The last time he made work in New York City, Banksy, the famous street artist, had trouble finding locations. “Most of the empty lots I planned to use have got condos built on them already,” the elusive British stencil maestro told the Voice in a rare interview in October 2013. That month, he put up one new piece per day, fomenting a scavenger-hunt energy as droves of fans quested around the city to spot and photograph the latest piece before the elements — or vandals — could damage it.

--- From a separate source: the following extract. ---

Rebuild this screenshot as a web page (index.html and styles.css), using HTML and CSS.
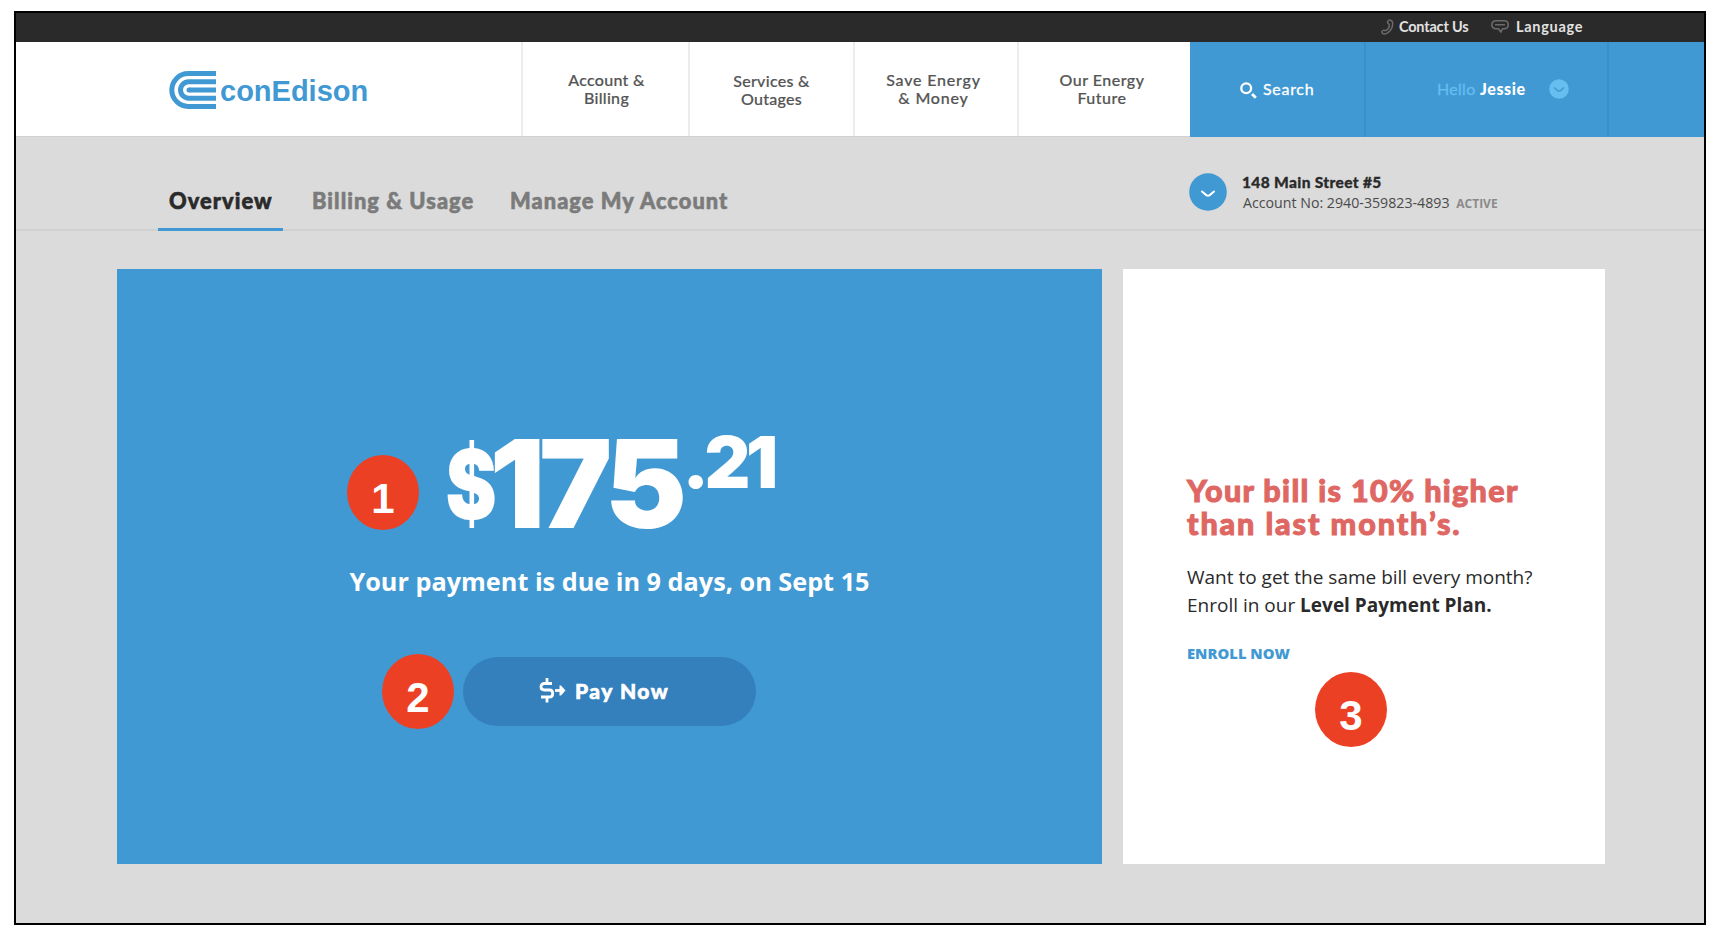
FILE: index.html
```
<!DOCTYPE html>
<html lang="en">
<head>
    <meta charset="UTF-8">
    <meta name="viewport" content="width=device-width, initial-scale=1.0">
    <title>conEdison - Account Overview</title>
    <link rel="stylesheet" href="styles.css">
</head>
<body>
<div class="frame">
    <div class="topbar">
        <a class="contact">
            <svg width="13" height="16" viewBox="0 0 13 16" fill="none" stroke="#6b6b6b" stroke-width="1.5">
                <path d="M7.2 1.8C8.6.6 10.8.9 11.4 3c.9 3.400-.9 8.200-4.400 10.700-2 1.400-4.500 1.500-5.700.4-.8-.9-.4-2.300.8-2.700 1.100-.4 1.900.6 3.100-.1 2.200-1.300 3.300-3.500 3.100-5.500C8.100 4.600 6.600 4.700 6.500 3.500c0-.7.2-1.300.7-1.700z"/>
            </svg>
            <span>Contact Us</span>
        </a>
        <a class="language">
            <svg width="18" height="13" viewBox="0 0 18 13" fill="none" stroke="#6b6b6b" stroke-width="1.600">
                <path d="M7.500 8.800H5C2.500 8.800.8 7.100.8 4.800S2.500.8 5 .8h8c2.500 0 4.200 1.700 4.200 4s-1.700 4-4.200 4h-1.500L9.800 12 7.500 8.800zM4 4.800h10"/>
            </svg>
            <span>Language</span>
        </a>
    </div>

    <div class="header">
        <div class="logo">
            <svg width="47" height="38" viewBox="0 0 47 38" fill="none" stroke="#4199d3" stroke-width="5">
                <path d="M47 2.600H19.200a16.400 16.400 0 0 0 0 32.800H47"/>
                <path d="M47 10.800H19.700a8.200 8.200 0 0 0 0 16.400H47"/>
                <path d="M47 19H20" />
                <circle cx="20" cy="19" r="2.500" fill="#4199d3" stroke="none"/>
            </svg>
            <span>conEdison</span>
        </div>
        <div class="nav nav-account">Account &amp;<br>Billing</div>
        <div class="nav nav-services">Services &amp;<br>Outages</div>
        <div class="nav nav-save">Save Energy<br>&amp; Money</div>
        <div class="nav nav-future">Our Energy<br>Future</div>
        <div class="search">
            <svg width="17" height="17" viewBox="0 0 17 17" fill="none" stroke="#fff">
                <circle cx="6.200" cy="6.200" r="4.900" stroke-width="2.300"/>
                <path d="M12 12l3.800 3.800" stroke-width="2.800"/>
            </svg>
            <span>Search</span>
        </div>
        <div class="user">
            <span class="hello">Hello</span>
            <span class="name">Jessie</span>
            <svg width="20" height="20" viewBox="0 0 20 20">
                <circle cx="10" cy="10" r="9.800" fill="#65bdf0"/>
                <path d="M5 8.500l3.300 2.800q1.700 1.300 3.400 0L15 8.500" fill="none" stroke="#4199d3" stroke-width="1.600"/>
            </svg>
        </div>
        <div class="header-end"></div>
    </div>

    <div class="subnav">
        <div class="tabs">
            <a class="tab active">Overview</a>
            <a class="tab usage">Billing &amp; Usage</a>
            <a class="tab manage">Manage My Account</a>
        </div>
        <div class="account">
            <svg width="38" height="38" viewBox="0 0 38 38">
                <circle cx="19" cy="19" r="18.800" fill="#4199d3"/>
                <path d="M13 18.500l4.300 3.600q1.700 1.200 3.400 0l4.300-3.600" fill="none" stroke="#fff" stroke-width="2" stroke-linecap="round"/>
            </svg>
            <div class="account-text">
                <div class="address">148 Main Street #5</div>
                <div class="number">Account No: 2940-359823-4893 <b>ACTIVE</b></div>
            </div>
        </div>
    </div>

    <div class="cards">
        <div class="card pay">
            <div class="amount">
                <span class="dollar">$</span>
                <span class="whole">175</span>
                <span class="cents">.21</span>
            </div>
            <div class="due">Your payment is due in 9 days, on Sept 15</div>
            <a class="pay-button">
                <svg width="27" height="25" viewBox="0 0 27 25" fill="none" stroke="#fff" stroke-width="2.800">
                    <path d="M13 5.500H5.200C3.200 5.500 2 6.800 2 8.800S3.200 12 5.200 12h5.300c2 0 3.200 1.400 3.200 3.400s-1.200 3.600-3.200 3.600H2M8 0v5.500M8 19v5.500"/>
                    <path d="M16 12.500h5"/>
                    <path d="M20.500 7.500l1.500 0 4.500 5-4.500 5h-1.500z" fill="#fff" stroke="none"/>
                </svg>
                <span>Pay Now</span>
            </a>
        </div>
        <div class="card bill">
            <h2><span class="line1">Your bill is 10% higher</span><br><span class="line2">than last month’s.</span></h2>
            <p>Want to get the same bill every month?<br>Enroll in our <b>Level Payment Plan.</b></p>
            <a class="enroll">ENROLL NOW</a>
        </div>
    </div>

    <!-- numbered callouts -->
    <div class="badge badge-1">1</div>
    <div class="badge badge-2">2</div>
    <div class="badge badge-3">3</div>
</div>
</body>
</html>
```
FILE: styles.css
```
* {
    box-sizing: border-box;
}
body {
    margin: 0;
    padding: 11px 0 0 14px;
    background: #fff;
    font-family: Lato, sans-serif;
    color: #2a2a2a;
    overflow: hidden;
}
svg {
    display: block;
    flex: none;
}
.frame {
    position: relative;
    width: 1692px;
    height: 914px;
    border: 2px solid #000;
    background: #dbdbdb;
}
.topbar {
    display: flex;
    justify-content: flex-end;
    height: 29px;
    padding-right: 121px;
    background: #2a2a2a;
    color: #e2e2e2;
    font-size: 14.5px;
    font-weight: bold;
    line-height: 28px;
}
.topbar a {
    display: flex;
}
.contact svg {
    margin: 6px 5px 0 0;
}
.contact span {
    width: 92px;
    letter-spacing: -0.2px;
}
.language svg {
    margin: 7px 7px 0 0;
}
.language span {
    width: 67px;
    letter-spacing: 0.7px;
    line-height: 27px;
}

.header {
    display: flex;
    height: 95px;
    border-bottom: 1px solid #d0d0d0;
    background: #fff;
}
.logo {
    display: flex;
    width: 505px;
    padding: 29px 0 0 153px;
    color: #4199d3;
    font: bold 29px/38px "Liberation Sans", Arial, sans-serif;
}
.logo span {
    margin-left: 4px;
    padding-top: 1px;
}
.nav {
    border-left: 2px solid #ececec;
    padding-top: 29px;
    text-align: center;
    font-size: 16px;
    font-weight: 500;
    line-height: 18.4px;
    letter-spacing: 0.3px;
    color: #555;
    -webkit-text-stroke: 0.2px;
}
.nav-account {
    width: 167px;
    padding-left: 2px;
}
.nav-services {
    width: 165px;
    padding-top: 30px;
}
.nav-save {
    width: 164px;
    padding-right: 5px;
    letter-spacing: 0.8px;
}
.nav-future {
    width: 173px;
    padding-right: 5px;
    letter-spacing: 0.5px;
}
.search, .user, .header-end {
    height: 95px;
    background: #4199d3;
    color: #fff;
    font-size: 16px;
    line-height: 94px;
}
.search {
    display: flex;
    width: 174px;
    padding-left: 50px;
    letter-spacing: 0.7px;
    -webkit-text-stroke: 0.3px;
}
.search svg {
    margin: 40px 6px 0 0;
}
.user {
    display: flex;
    width: 243px;
    padding-left: 71px;
    border-left: 2px solid #3b8ec9;
}
.hello {
    width: 43px;
    color: #65bdf0;
    letter-spacing: 0.3px;
    -webkit-text-stroke: 0.3px;
}
.name {
    width: 69px;
    font-weight: 900;
    letter-spacing: 0.6px;
}
.user svg {
    margin-top: 37px;
}
.header-end {
    flex: 1;
    border-left: 2px solid #3b8ec9;
}

.subnav {
    display: flex;
    height: 94px;
    border-bottom: 2px solid #d0d0d0;
}
.tabs {
    display: flex;
    width: 1173px;
    padding-left: 142px;
}
.tab {
    height: 94px;
    padding: 49px 0 0 11px;
    font-size: 21.8px;
    font-weight: 900;
    line-height: 30px;
    letter-spacing: 1.05px;
    color: #7b7b7b;
    white-space: nowrap;
    -webkit-text-stroke: 0.6px;
}
.tab.active {
    width: 125px;
    border-bottom: 3px solid #4199d3;
    color: #2a2a2a;
}
.tab.usage {
    width: 216px;
    padding-left: 29px;
}
.account {
    display: flex;
    padding-top: 36px;
}
.account-text {
    padding-left: 15px;
}
.address {
    margin-top: -1px;
    font-size: 15.5px;
    font-weight: 900;
    line-height: 20px;
    letter-spacing: 0.35px;
    -webkit-text-stroke: 0.3px;
}
.number {
    padding-left: 1px;
    font-family: "Open Sans", sans-serif;
    font-size: 14.2px;
    line-height: 21px;
    color: #4a4a4a;
}
.number b {
    margin-left: 3px;
    font-size: 12px;
    color: #8a8a8a;
}

.cards {
    display: flex;
    gap: 21px;
    padding: 38px 0 0 101px;
}
.card {
    height: 595px;
}
.pay {
    display: flex;
    flex-direction: column;
    align-items: center;
    width: 985px;
    padding-top: 149px;
    background: #4199d3;
    color: #fff;
}
.amount {
    display: flex;
    height: 124px;
    width: 328px;
    font-family: Inter, sans-serif;
    font-weight: 900;
    line-height: 1;
}
.dollar {
    width: 44px;
    padding-top: 15px;
    font-size: 77px;
    letter-spacing: -5px;
    transform: scaleY(1.25);
    transform-origin: top;
}
.whole {
    width: 196px;
    padding-top: 4px;
    font-size: 123px;
    letter-spacing: -6px;
}
.cents {
    padding-top: 9px;
    font-size: 71px;
    letter-spacing: -4.5px;
}
.due {
    margin-top: 24px;
    font: 700 25.25px/30px "Open Sans", sans-serif;
    white-space: nowrap;
}
.pay-button {
    display: flex;
    width: 293px;
    height: 69px;
    margin-top: 61px;
    padding: 21px 0 0 76px;
    border-radius: 35px;
    background: #3480bc;
    font-size: 21px;
    font-weight: 900;
    line-height: 26px;
    letter-spacing: 1.5px;
    -webkit-text-stroke: 0.6px;
}
.pay-button span {
    margin-left: 9px;
}
.bill {
    width: 482px;
    padding: 205px 0 0 64px;
    background: #fff;
}
.bill h2 {
    margin: 0;
    font-size: 30.5px;
    font-weight: 900;
    line-height: 33px;
    color: #df6763;
    -webkit-text-stroke: 1px;
}
.line1 {
    letter-spacing: 1.35px;
}
.line2 {
    letter-spacing: 1.9px;
}
.bill p {
    margin: 24px 0 24px;
    font: 19px/27.6px "Open Sans", sans-serif;
}
.enroll {
    font: 800 14.8px/20px "Open Sans", sans-serif;
    color: #4199d3;
}

.badge {
    position: absolute;
    width: 72px;
    height: 75px;
    padding-top: 6px;
    border-radius: 50%;
    background: #ec4024;
    color: #fff;
    text-align: center;
    font: bold 42px/75px "Liberation Sans", Arial, sans-serif;
}
.badge-1 {
    left: 331px;
    top: 442px;
}
.badge-2 {
    left: 366px;
    top: 641px;
}
.badge-3 {
    left: 1299px;
    top: 659px;
}
```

No scouting difficulty this time. Banksy’s first work in the city in five years is on the Bowery Wall, the seventy-foot surface at Houston Street and Bowery where Keith Haring once put a mural in the 1970s. Now a curated space, courtesy of the property owner, it has recently shown David Choe, Ron English, Brazil’s Os Gêmeos, Spain’s Pichi & Avo, and more.
On Thursday, a masked figure cloaked in white spacesuit-like overalls was observed standing on a lift, making black vertical tally marks in clusters of five on the white wall. A press release went out. The work is a collaboration between Banksy and the American street artist Borf, it explained. It is a tribute to the jailed Turkish artist Zehra Doğan.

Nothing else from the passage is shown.